Robert Plant & Alison Krauss playing 2 shows in Alabama: How to get tickets
Robert Plant and Alison Krauss are touring together in 2023, and their agenda includes two concerts in Alabama.
The rock legend and the bluegrass icon are set to perform in Birmingham on April 29 at Oak Mountain Amphitheatre in Pelham. On the following night, April 30, they’ll appear at the Orion Amphitheater in Huntsville. Singer/songwriter JD McPherson will be the opening act for both dates.
Tickets for the 8 p.m. show in Birmingham go on sale Friday, Feb. 3, at 10 a.m. CT via Ticketmaster/Live Nation. Prices are $29.50, $39.50, $49.50, $59.50, $79.50, $125.50, $139.50, $149.50 and $199.50, plus service charges, according to promoter Live Nation/Red Mountain Entertainment. Various pre-sales start at 10 a.m. Wednesday, Feb. 1, and run through 10 p.m. Thursday, Feb. 2. There’s a four-ticket limit for purchases, and the site says “ticket delivery will be delayed until 72 hours prior to event.”
Tickets for the 7 p.m. show in Huntsville go on sale Friday at 10 a.m. CT, as well, via the Orion Amphitheatre website. Prices are $39.50, $59.50, $79.50, $125.50, $139.50, $149.50 and $199.50, according to the website. A pre-sale starts at 10 a.m. Wednesday, Feb. 1, and runs through 10 p.m. Thursday, Feb. 2.

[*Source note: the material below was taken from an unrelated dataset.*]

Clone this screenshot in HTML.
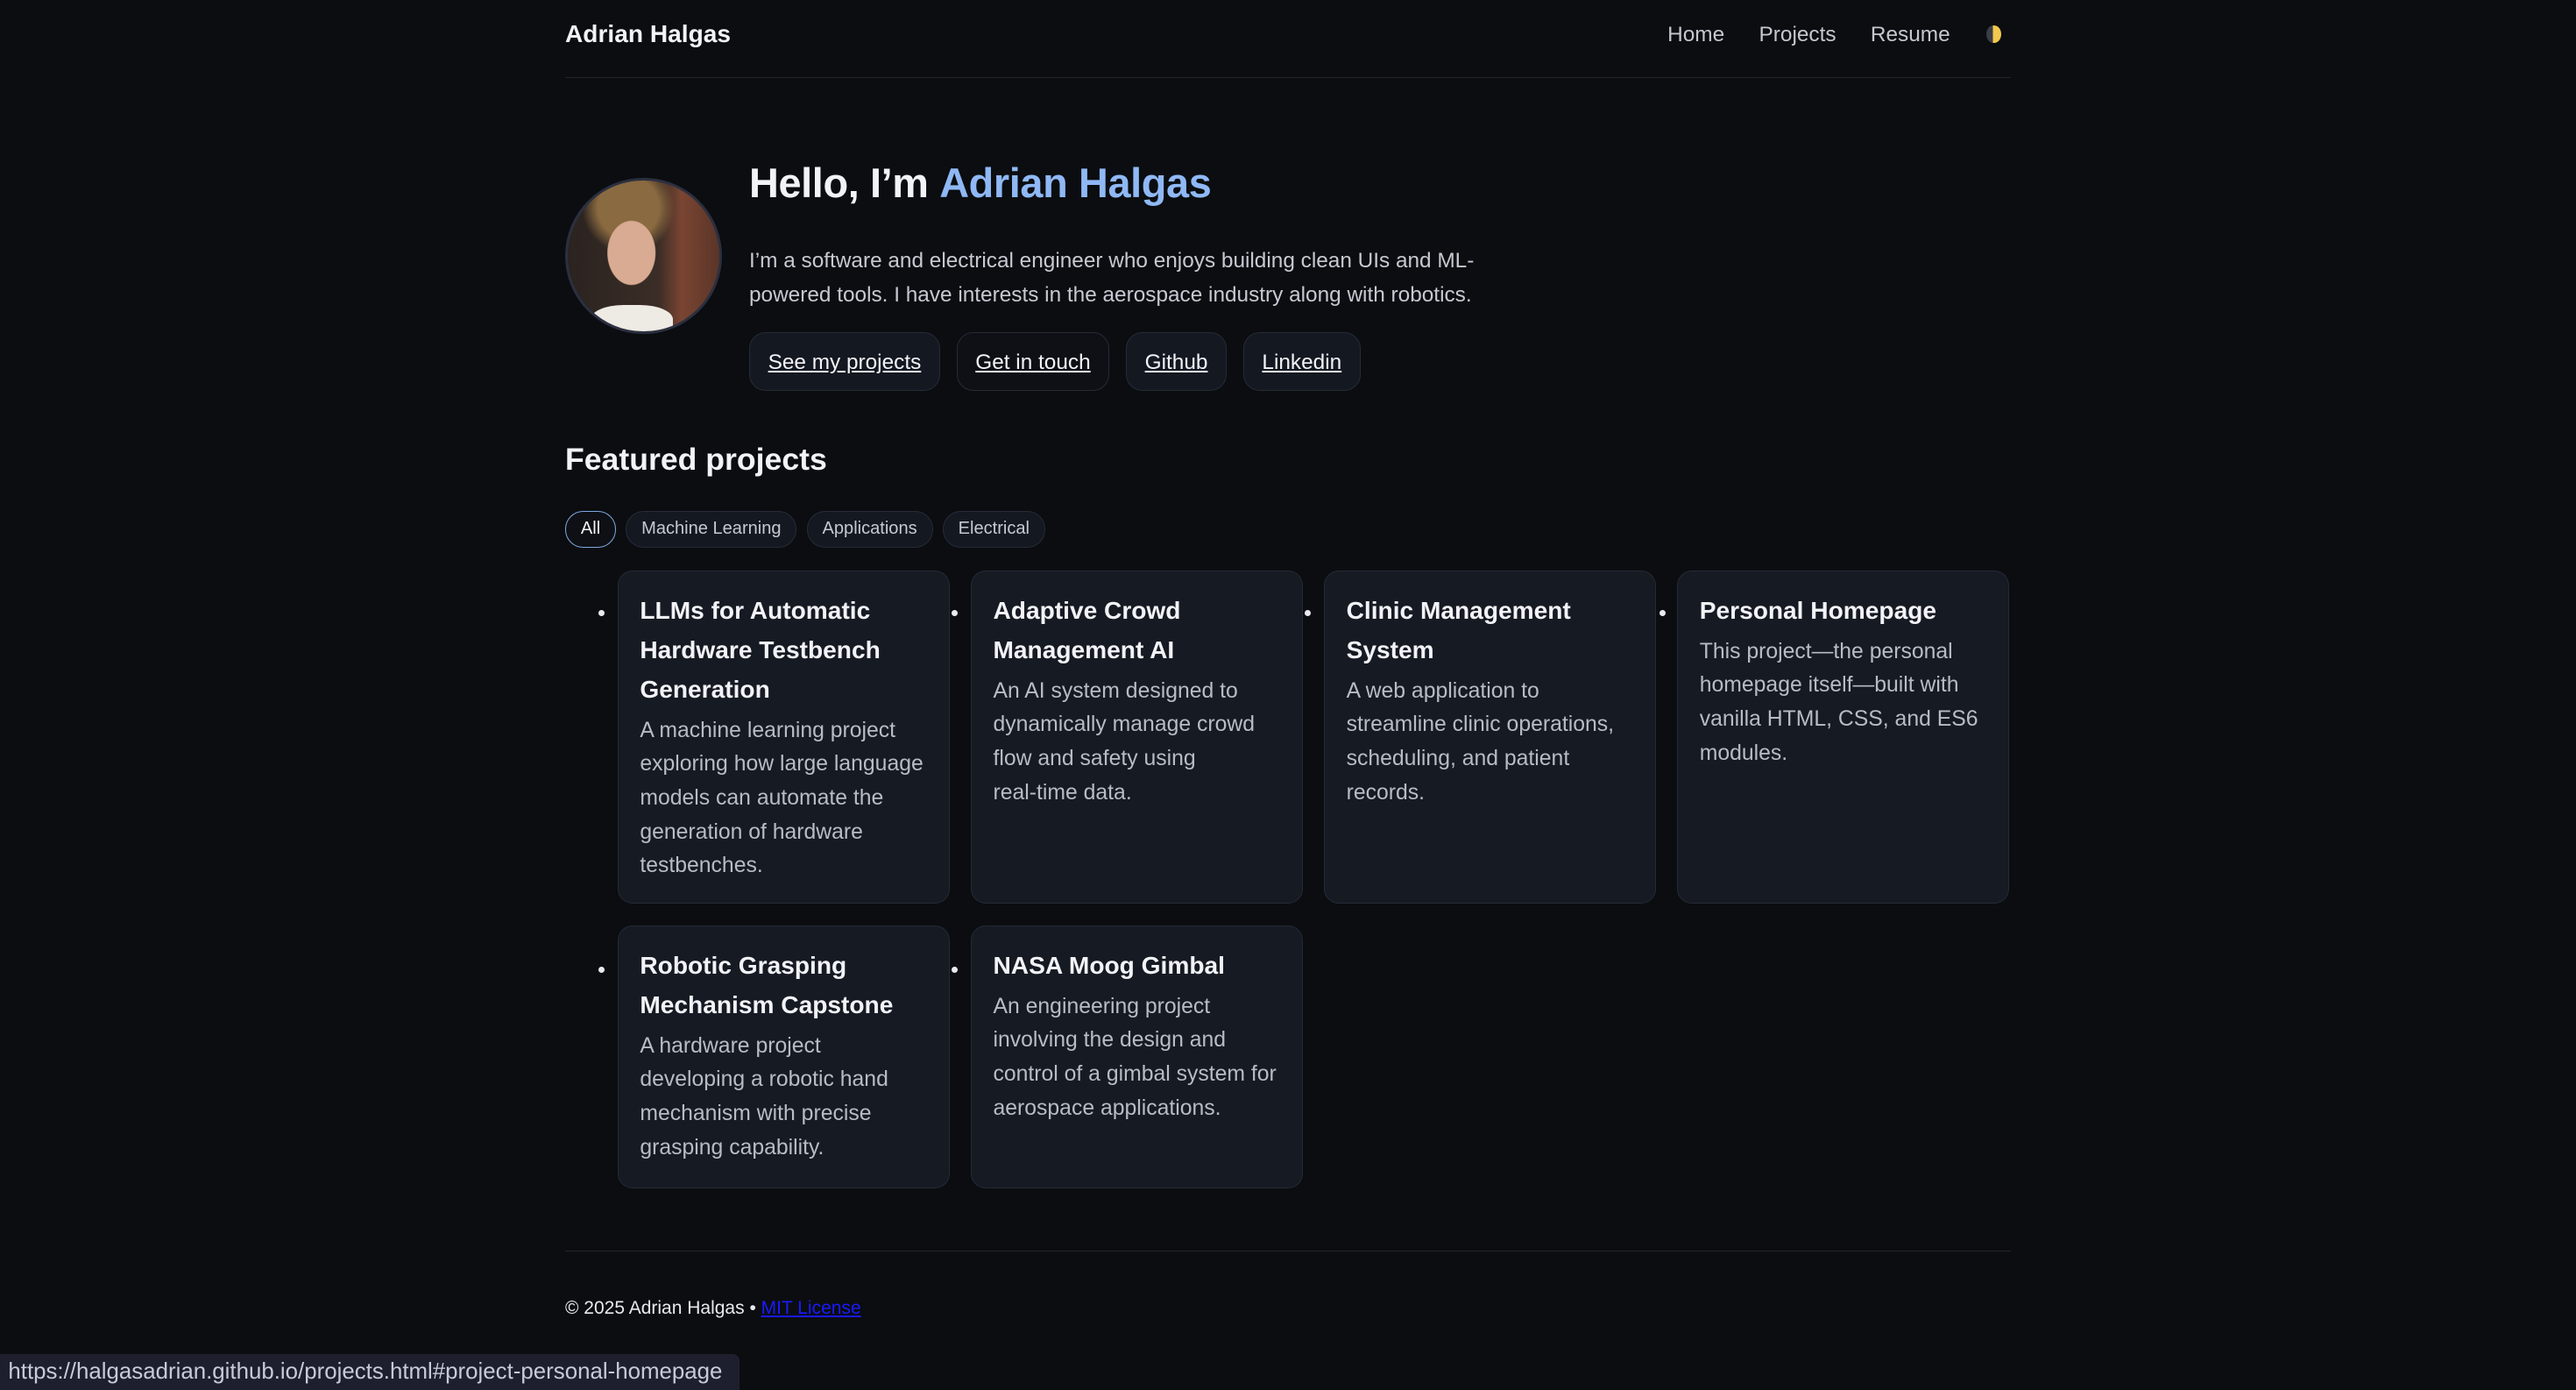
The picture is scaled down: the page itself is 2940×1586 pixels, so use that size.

Plant, of course, is best known as the frontman of Led Zeppelin; Krauss is the leader of the celebrated bluegrass outfit Union Station. They’re touring in support of their Grammy-nominated album, “Raise the Roof,” released in 2021. Three Grammy nominations for the duo are pending, in the categories of Best Americana Album, Best American Roots Song (”High and Lonesome”) and Best Country Duo/Group Performance (”Going Where the Lonely Go”). Winners will be announced on Sunday, Feb. 5.
“Raise the Roof” is the follow-up to a 2007 album, “Raising Sand,” produced by T Bone Burnett. “Raising Sand” won multiple Grammys in 2008, including Record of the Year and Album of the Year. Plant and Krauss appeared in Birmingham to support the record in 2008, playing at the BJCC Arena (now known as Legacy Arena at the BJCC).
“It’s an odd collaboration that, on the face of it, really shouldn’t work,” AL.com said in its 2008 concert review. “Few would think of teaming Alison Krauss, an angelic, exacting singer and bluegrass-folk fiddler, with hard-rock pioneer and passionate yelper Robert Plant. They have vastly different energies and attitudes, not to mention a 23-year age difference. But producer T Bone Burnett has a peculiar genius: He sees, hears and conceives things that others could hardly imagine. … Krauss and Plant? Perfect, in Burnett’s hands — and perfectly wonderful on Saturday during a 9 p.m. concert in Birmingham.”
The show earned five out of five stars from AL.com, and Burnett was part of the tour band, “looking like a character from ‘Deadwood’ in his black duster.”
“Raise the Roof,” again produced by Burnett, includes covers of “The Price of Love” by the Everly Brothers, Merle Haggard’s “Going Where the Lonely Go,” “It Don’t Bother Me” by Bert Jansch and “Can’t Let Go” by Randy Weeks, famously covered by Lucinda Williams.
“I’ve heard Lucinda Williams sing ‘Can’t Let Go’ forever, and I sent that to Robert at least ten years ago,” Krauss said in a press release. “I remember riding around listening to it and thinking it would be so much fun to do together.”
The album also features Allen Toussaint’s “Trouble with My Lover” and Bobby Moore’s “Searching for My Love.”
“The Betty Harris song ‘Trouble With My Lover’ was always in the air,” Plant said in the release. “To hear Alison sing that is such a great way of her turning her gift around. And Bobby Moore’s ‘Searching for My Love’ is something I used to sing at school, another nugget of beautiful lost soul music which has been ricocheting between us for a long time.”
If the two stars follow the format established on the “Raising Sand” tour, Krauss and Plant will alternate during the April concert as frontman and frontwoman, performing nearly everything from “Raise the Roof” and blending in signature songs from their separate careers.
Plant has performed in Alabama over the years with Led Zeppelin (1977, Birmingham; 1973, Tuscaloosa and Mobile), with Krauss and with his band the Sensational Space Shifters. Krauss has played here several times with Union Station, including a memorable 2012 show at the BJCC Concert Hall.